Lobe den Herrn, meine Seele!

Ich will den Herrn loben, solange ich lebe,

und meinem Gott lobsingen, solange ich bin.

 

Verlasset euch nicht auf Fürsten;

sie sind Menschen, die können ja nicht helfen.

Denn des Menschen Geist muss davon,

und er muss wieder zu Erde werden;

dann sind verloren alle seine Pläne.

 

Wohl dem, dessen Hilfe der Gott Jakobs ist,

der seine Hoffnung setzt auf den Herrn, seinen Gott,

der Himmel und Erde gemacht hat,

das Meer und alles, was darinnen ist;

der Treue hält ewiglich,

der Recht schafft denen, die Gewalt leiden,

der die Hungrigen speiset.

 

Der Herr macht die Gefangenen frei.

Der Herr macht die Blinden sehend.

Der Herr richtet auf, die niedergeschlagen sind.

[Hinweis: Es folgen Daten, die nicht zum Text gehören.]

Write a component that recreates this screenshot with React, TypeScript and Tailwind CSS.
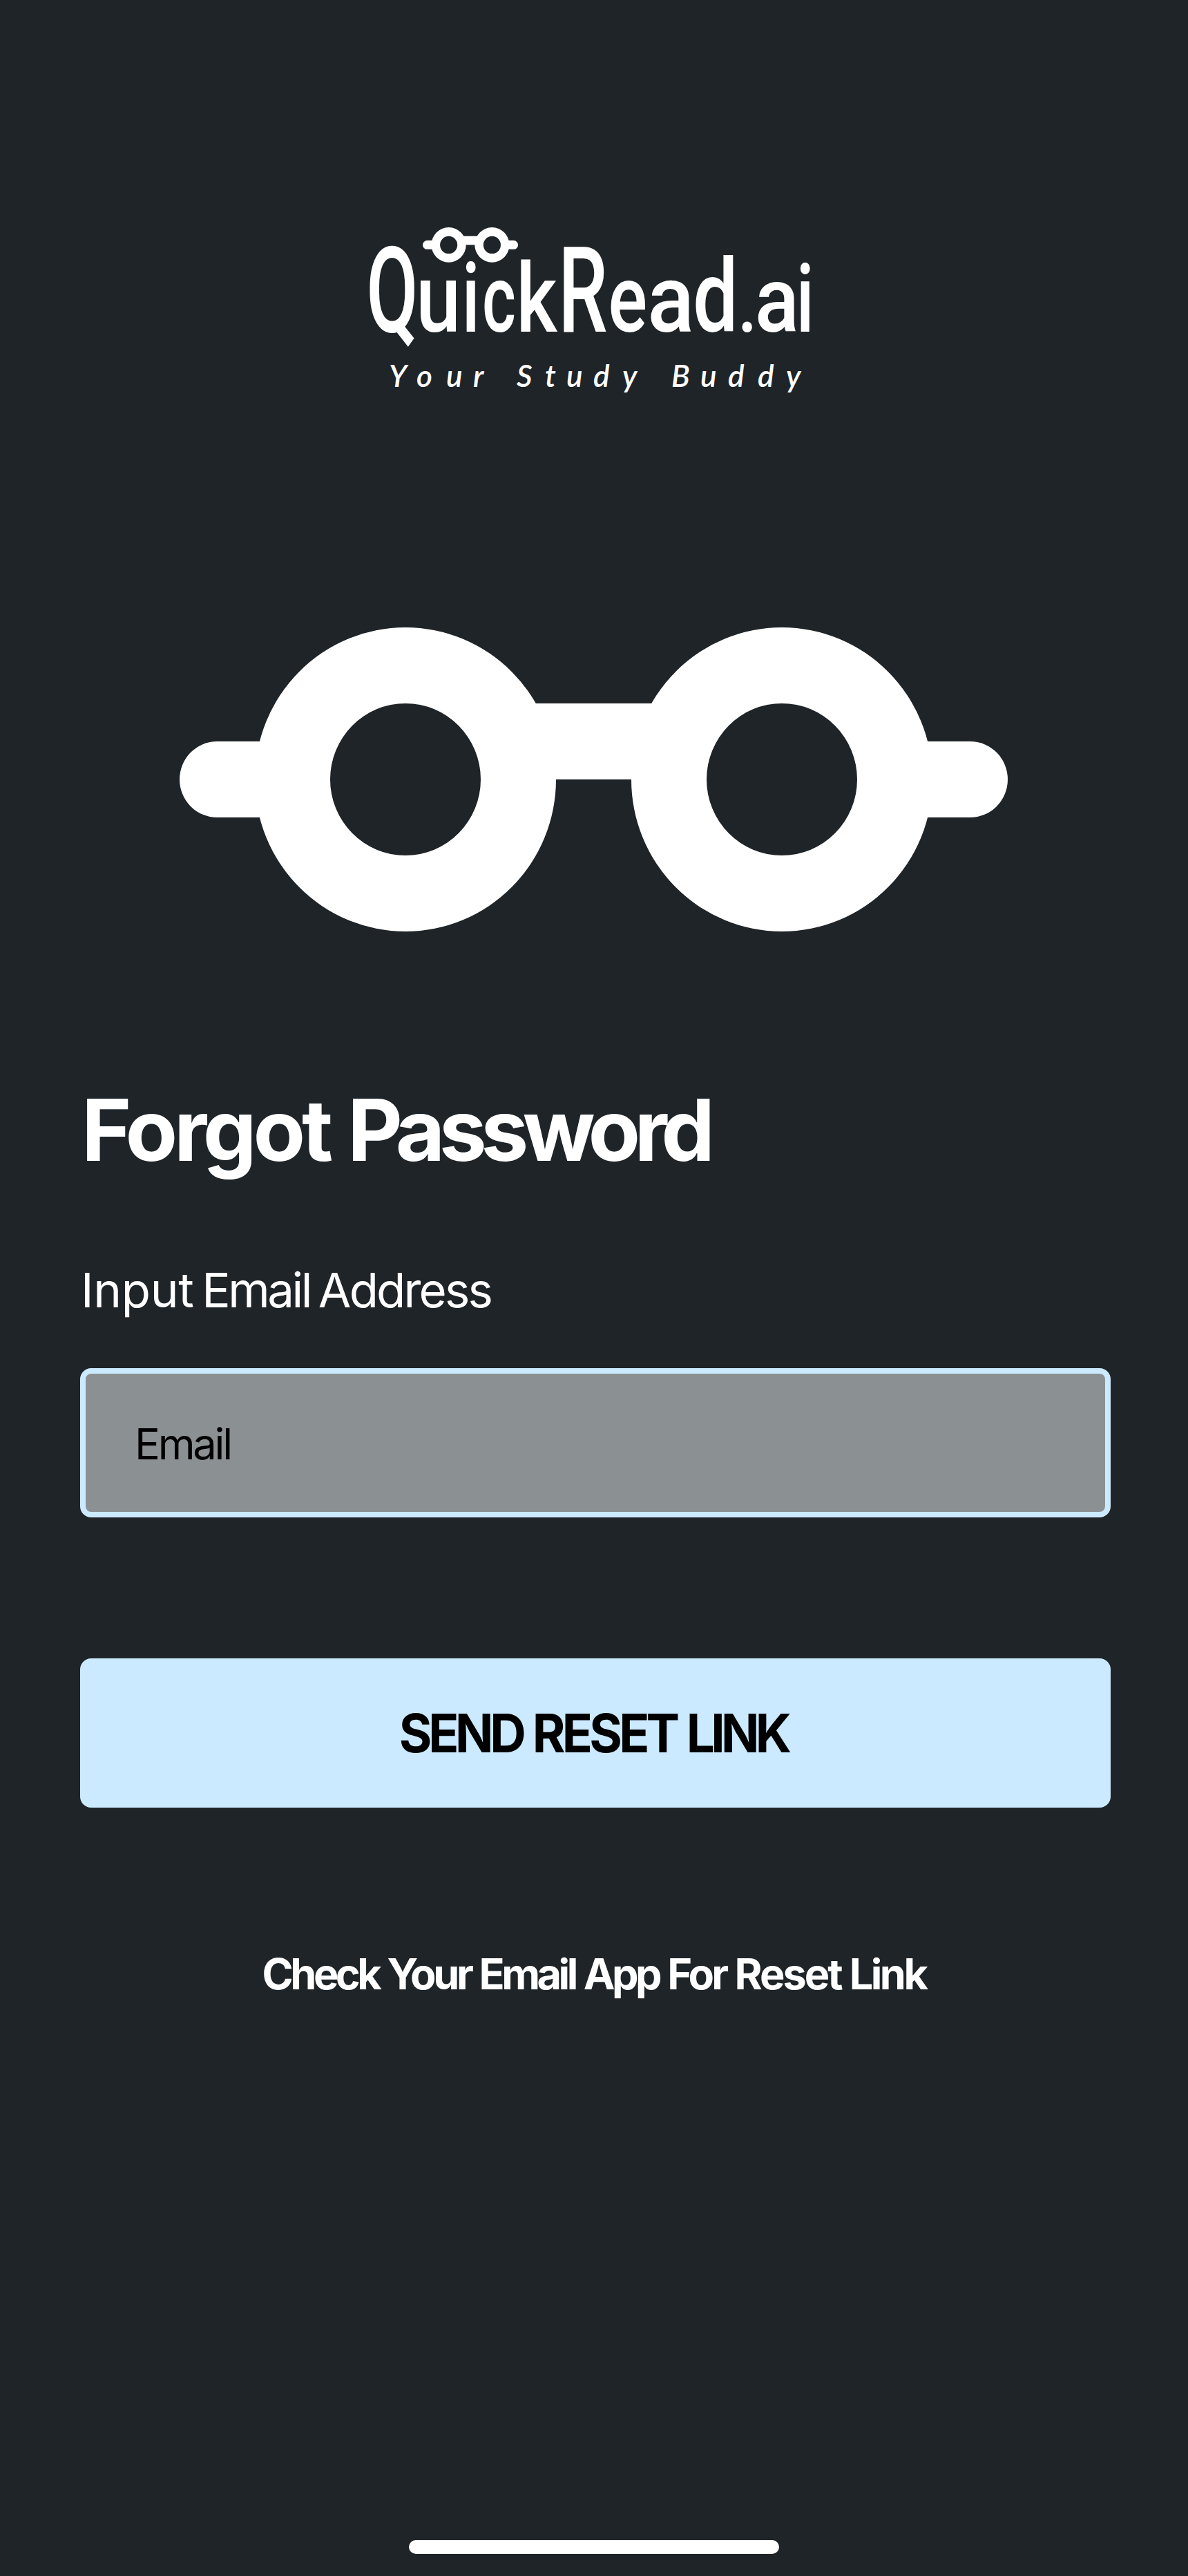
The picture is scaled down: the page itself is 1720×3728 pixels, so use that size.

Der Herr liebt die Gerechten.

Der Herr behütet die Fremdlinge

und erhält Waisen und Witwen;

aber die Gottlosen führt er in die Irre.

Der Herr ist König ewiglich,

dein Gott, Zion, für und für.

Halleluja!

 

 


Liebe Gemeinde!

 

„... und morgens, da singe ich meiner Frau einen Lobgesang!“, so erzählte es unser Professor für Homiletik, für die Predigtlehre, Edurad Buess einmal in einem Seminar an der theologischen Fakultät in Basel. „... Und morgens, da singe ich meiner Frau einen Lobgesang!“ Da mag man noch kurz lächeln, aber jeder wird einsehen, wer so in den Tag hinein geht oder von einem anderen Menschen gleich am Morgen begrüßt wird, der geht wohl gestimmt in den Tag, ganz gleich, was dann noch kommen mag. Als einen lobenden und dankbaren Menschen habe ich Prof. Buess erfahren. Aber ich habe lange gebraucht, um das wirklich zu verstehen. Und ebenso wurde wohl auch der 146. Psalm im späteren Judentum zu einem „Bestandteil des täglichen Morgengebets...“ 1)

 

Wer den 146. Psalm in Ruhe liest, wird angesteckt von seiner Lebensfreude, diesem unendlichen Lob Gottes, trotz dessen, dass die Welt gesehen wird, wie sie nun einmal ist. Und so ist es ja auch kaum verwunderlich, dass er gleich in zwei ganz bekannten Lobliedern unseres Gesangbuches nachgedichtet und mit wunderschönen Melodien versehen wurde. Da hören wir Paul Gerhards „Du meine Seele singe“ (EG 302), in dem es heißt:

 

                                    Du meine Seele singe, wohlauf und singe schön

Dem, welchem alle Dinge zu Dienst und Willen stehn.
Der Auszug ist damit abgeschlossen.